Of course, mainstream parties of both the left and the right are trying to reach the angry nationalists. Sometimes this takes the form of gross truckling, as when Nicolas Sarkozy, who is seeking to regain France’s presidency, denounces the “tyranny of minorities” and invokes the “forever France” of an all-white past. From the left, Hillary Clinton has jettisoned her free-trade past to appeal to union members and others who want to protect national borders against the global market. But left and right disagree so deeply about how best to cushion the effects of globalization, and how to deal with the vast influx of refugees and migrants, that even the threat of extremism may not be enough to bring them to make common cause.

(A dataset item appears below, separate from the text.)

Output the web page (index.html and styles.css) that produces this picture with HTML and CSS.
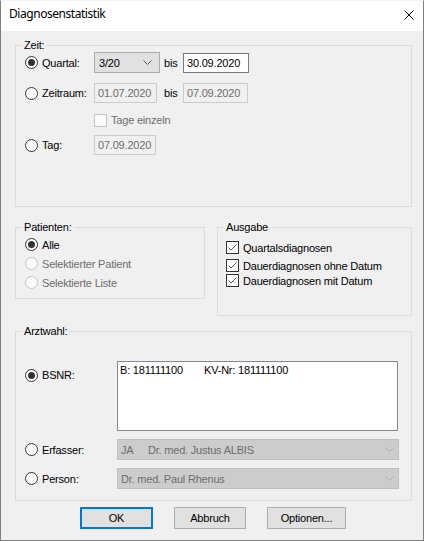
FILE: index.html
```html
<!DOCTYPE html>
<html lang="de">
<head>
<meta charset="utf-8">
<title>Diagnosenstatistik</title>
<link rel="stylesheet" href="styles.css">
</head>
<body>
<div class="window">
  <div class="titlebar">
    <span class="title">Diagnosenstatistik</span>
    <svg class="close" width="10" height="10" viewBox="0 0 10 10"><path d="M0.5 0.5 L9.5 9.5 M9.5 0.5 L0.5 9.5" stroke="#000" stroke-width="1"/></svg>
  </div>
  <div class="content">
    <div class="group zeit">
      <div class="group-title">Zeit:</div>
      <div class="zrow r1">
        <label class="opt"><span class="radio on"></span>Quartal:</label>
        <div class="combo quartal"><span>3/20</span><svg width="9" height="5" viewBox="0 0 9 5"><polyline points="0.5,0.5 4.5,4.5 8.5,0.5" fill="none" stroke="#555"/></svg></div>
        <span>bis</span>
        <div class="field date-end">30.09.2020</div>
      </div>
      <div class="zrow r2">
        <label class="opt"><span class="radio"></span>Zeitraum:</label>
        <div class="field dis date-from">01.07.2020</div>
        <span>bis</span>
        <div class="field dis date-to">07.09.2020</div>
      </div>
      <div class="zrow r3">
        <label class="opt span-all dis-text"><span class="check dis"></span>Tage einzeln</label>
      </div>
      <div class="zrow r4">
        <label class="opt"><span class="radio"></span>Tag:</label>
        <div class="field dis date-day">07.09.2020</div>
      </div>
    </div>
    <div class="mid">
      <div class="group patienten">
        <div class="group-title">Patienten:</div>
        <label class="opt prow first"><span class="radio on"></span>Alle</label>
        <label class="opt prow dis-text"><span class="radio dis"></span>Selektierter Patient</label>
        <label class="opt prow dis-text"><span class="radio dis"></span>Selektierte Liste</label>
      </div>
      <div class="group ausgabe">
        <div class="group-title">Ausgabe</div>
        <label class="opt crow c1"><span class="check"><svg width="11" height="11" viewBox="0 0 11 11"><polyline points="1.5,5.5 4,8 9.5,2.5" fill="none" stroke="#555" stroke-width="1"/></svg></span>Quartalsdiagnosen</label>
        <label class="opt crow c2"><span class="check"><svg width="11" height="11" viewBox="0 0 11 11"><polyline points="1.5,5.5 4,8 9.5,2.5" fill="none" stroke="#555" stroke-width="1"/></svg></span>Dauerdiagnosen ohne Datum</label>
        <label class="opt crow c3"><span class="check"><svg width="11" height="11" viewBox="0 0 11 11"><polyline points="1.5,5.5 4,8 9.5,2.5" fill="none" stroke="#555" stroke-width="1"/></svg></span>Dauerdiagnosen mit Datum</label>
      </div>
    </div>
    <div class="group arzt">
      <div class="group-title">Arztwahl:</div>
      <div class="arow bsnr">
        <label class="opt bsnr-label"><span class="radio on"></span>BSNR:</label>
        <div class="listbox"><span class="lb-col">B: 181111100</span><span>KV-Nr: 181111100</span></div>
      </div>
      <div class="arow">
        <label class="opt"><span class="radio"></span>Erfasser:</label>
        <div class="combo dis wide"><span><span class="lb-kz">JA</span>Dr. med. Justus ALBIS</span><svg width="9" height="5" viewBox="0 0 9 5"><polyline points="0.5,0.5 4.5,4.5 8.5,0.5" fill="none" stroke="#adadad"/></svg></div>
      </div>
      <div class="arow">
        <label class="opt"><span class="radio"></span>Person:</label>
        <div class="combo dis wide"><span>Dr. med. Paul Rhenus</span><svg width="9" height="5" viewBox="0 0 9 5"><polyline points="0.5,0.5 4.5,4.5 8.5,0.5" fill="none" stroke="#adadad"/></svg></div>
      </div>
    </div>
    <div class="btns">
      <div class="btn default ok">OK</div>
      <div class="btn cancel">Abbruch</div>
      <div class="btn options">Optionen...</div>
    </div>
  </div>
</div>
</body>
</html>
```
FILE: styles.css
```css
body {
  margin: 0;
  background: #ffffff;
}

.window {
  width: 424px;
  height: 541px;
  box-sizing: border-box;
  border: 1px solid #7f7f7f;
  border-top-color: #f2f2f2;
  display: flex;
  flex-direction: column;
  font-family: "Liberation Sans", Arial, sans-serif;
  font-size: 11px;
  letter-spacing: -0.2px;
  color: #000;
}

.titlebar {
  height: 30px;
  flex: none;
  background: #ffffff;
  display: flex;
  justify-content: space-between;
  align-items: flex-start;
}

.title {
  font-family: "Noto Sans", "Open Sans", sans-serif;
  font-size: 12px;
  line-height: 16px;
  letter-spacing: -0.45px;
  margin: 5px 0 0 8px;
}

.close {
  margin: 9px 9px 0 0;
}

.content {
  flex: 1;
  background: #f0f0f0;
  padding: 14px 11px 0 14px;
}

.group {
  box-sizing: border-box;
  border: 1px solid #dcdcdc;
}

.group-title {
  width: fit-content;
  margin: -8px 0 -6px 6px;
  padding: 0 2px;
  line-height: 14px;
  background: #f0f0f0;
}

.zeit {
  height: 162px;
}

.zrow {
  display: grid;
  grid-template-columns: 69px 70px 19px auto;
  align-items: center;
  margin-left: 9px;
}

.r1 { margin-top: 6px; height: 21px; }
.r2 { margin-top: 10px; height: 20px; }
.r3 { margin-top: 10px; height: 13px; }
.r4 { margin-top: 9px; height: 20px; }

.span-all {
  grid-column: 2 / span 3;
}

.opt {
  display: flex;
  align-items: center;
  gap: 4px;
  line-height: 14px;
  white-space: nowrap;
}

.radio {
  width: 13px;
  height: 13px;
  box-sizing: border-box;
  border: 1px solid #333;
  border-radius: 50%;
  background: #fff;
  display: flex;
  align-items: center;
  justify-content: center;
  flex: none;
}

.radio.on::after {
  content: "";
  width: 7px;
  height: 7px;
  border-radius: 50%;
  background: #333;
}

.radio.dis {
  border-color: #c4c4c4;
  background: #fbfbfb;
}

.dis-text {
  color: #6d6d6d;
}

.check {
  width: 13px;
  height: 13px;
  box-sizing: border-box;
  border: 1px solid #333;
  background: #fff;
  flex: none;
  display: flex;
}

.check.dis {
  border-color: #c4c4c4;
  background: #fbfbfb;
}

.field {
  box-sizing: border-box;
  height: 20px;
  border: 1px solid #7a7a7a;
  background: #fff;
  padding: 0 3px;
  display: flex;
  align-items: center;
  line-height: 14px;
}

.field.dis {
  border-color: #cccccc;
  background: #f0f0f0;
  color: #6d6d6d;
}

.date-end { width: 66px; }
.date-from { width: 63px; }
.date-to { width: 65px; }
.date-day { width: 62px; }

.combo {
  box-sizing: border-box;
  height: 21px;
  border: 1px solid #adadad;
  background: #e1e1e1;
  display: flex;
  align-items: center;
  justify-content: space-between;
  padding: 0 7px 0 4px;
  line-height: 14px;
  white-space: nowrap;
}

.quartal { width: 66px; }

.combo.dis {
  background: #cccccc;
  border-color: #bfbfbf;
  color: #6d6d6d;
  padding: 0 4px 0 3px;
}

.wide { width: 282px; }

.lb-kz {
  display: inline-block;
  width: 27px;
}

.mid {
  display: flex;
  align-items: flex-start;
  gap: 12px;
  margin-top: 20px;
}

.patienten {
  width: 190px;
  height: 72px;
}

.prow {
  height: 19px;
  margin-left: 9px;
}

.prow.first {
  margin-top: 7px;
}

.ausgabe {
  width: 195px;
  height: 89px;
}

.crow {
  height: 15px;
  margin-left: 8px;
}

.c1 { margin-top: 12px; }
.c2 { margin-top: 3px; }
.c3 { margin-top: 0; }

.arzt {
  height: 170px;
  margin-top: 15px;
}

.arow {
  display: grid;
  grid-template-columns: 92px 282px;
  align-items: center;
  margin-left: 9px;
  margin-top: 8px;
}

.arow.bsnr {
  margin-top: 29px;
  align-items: start;
}

.bsnr-label {
  margin-top: 7px;
}

.listbox {
  box-sizing: border-box;
  height: 70px;
  width: 281px;
  border: 1px solid #828790;
  background: #fff;
  padding: 1px 0 0 2px;
  line-height: 14px;
  white-space: nowrap;
}

.lb-col {
  display: inline-block;
  width: 84px;
}

.btns {
  display: flex;
  gap: 21px;
  margin: 6px 0 0 65px;
}

.btn {
  box-sizing: border-box;
  height: 22px;
  border: 1px solid #adadad;
  background: #e1e1e1;
  display: flex;
  align-items: center;
  justify-content: center;
}

.btn.default {
  border: 2px solid #0078d7;
}

.ok { width: 73px; }
.cancel { width: 72px; }
.options { width: 79px; }
```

The schism we see opening before us is not just about policies, but about reality. The Brexit forces won because cynical leaders were prepared to cater to voters’ paranoia, lying to them about the dangers of immigration and the costs of membership in the EU. Some of those leaders have already begun to admit that they were lying. Donald Trump has, of course, set a new standard for disingenuousness and catering to voters’ fears, whether over immigration or foreign trade or anything else he can think of. The Republican Party, already rife with science-deniers and economic reality-deniers, has thrown itself into the embrace of a man who fabricates realities that ignorant people like to inhabit.
Did I say “ignorant”? Yes, I did. It is necessary to say that people are deluded and that the task of leadership is to un-delude them.
Is that “elitist”? Maybe it is; maybe we have become so inclined to celebrate the authenticity of all personal conviction that it is now elitist to believe in reason, expertise, and the lessons of history. If so, the party of accepting reality must be prepared to take on the party of denying reality, and its enablers among those who know better. If that is the coming realignment, we should embrace it.